Trump’s latest diplomatic push in Africa isn’t just about rare-earth oxides and battery metals—it’s a calculated flanking maneuver against Beijing’s chokehold on the materials that feed everything from smartphones to precision-guided munitions. By locking in new supply agreements with resource-rich nations that have grown wary of China’s debt-trap diplomacy, the administration is quietly diversifying the global mineral map at the exact moment defense contractors are scrambling for non-Chinese sources of lithium, cobalt, and graphite. For the firearms community this matters because those same minerals sit inside the electronics of modern optics, ballistic computers, and even the primers and propellants that keep America’s ammunition lines humming; every new African partner that refuses to sell exclusively to Chinese state firms is one less lever Beijing can yank during a future crisis.

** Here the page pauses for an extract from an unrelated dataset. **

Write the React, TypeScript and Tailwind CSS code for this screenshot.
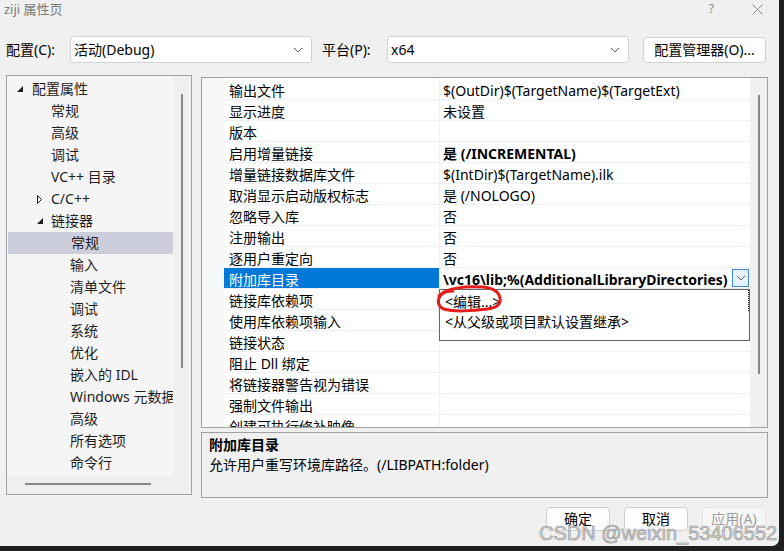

The real story isn’t the headline-grabbing mineral tonnage—it’s the precedent. When Washington demonstrates it can out-compete China on infrastructure, security guarantees, and transparent contracts, African governments gain leverage to renegotiate or walk away from lopsided deals that once funneled critical ores straight to Shenzhen. That shift ripples downstream to the reloading bench and the gun safe: reduced risk of sudden export bans, steadier pricing for imported components, and a stronger hand for domestic manufacturers who have spent the last decade warning about single-point failures in the supply chain. In an era when export controls and sanctions already shape what civilians can buy, any policy that hardens the upstream resilience of raw materials is an unspoken win for the Second Amendment ecosystem that depends on uninterrupted production.
Critics will frame this as great-power gamesmanship, but the 2A angle is straightforward: strategic depth in critical minerals translates directly into strategic depth for American gun owners. A diversified sourcing map means fewer nights wondering whether the next geopolitical shock will empty the shelves of primers or send the cost of tungsten-core projectiles into the stratosphere. Trump’s African opening may read like foreign policy, yet its downstream effect is a quiet insurance policy for the right to keep and bear arms—secured not by legislation alone, but by making sure the dirt that becomes the bullet stays outside any one adversary’s grip.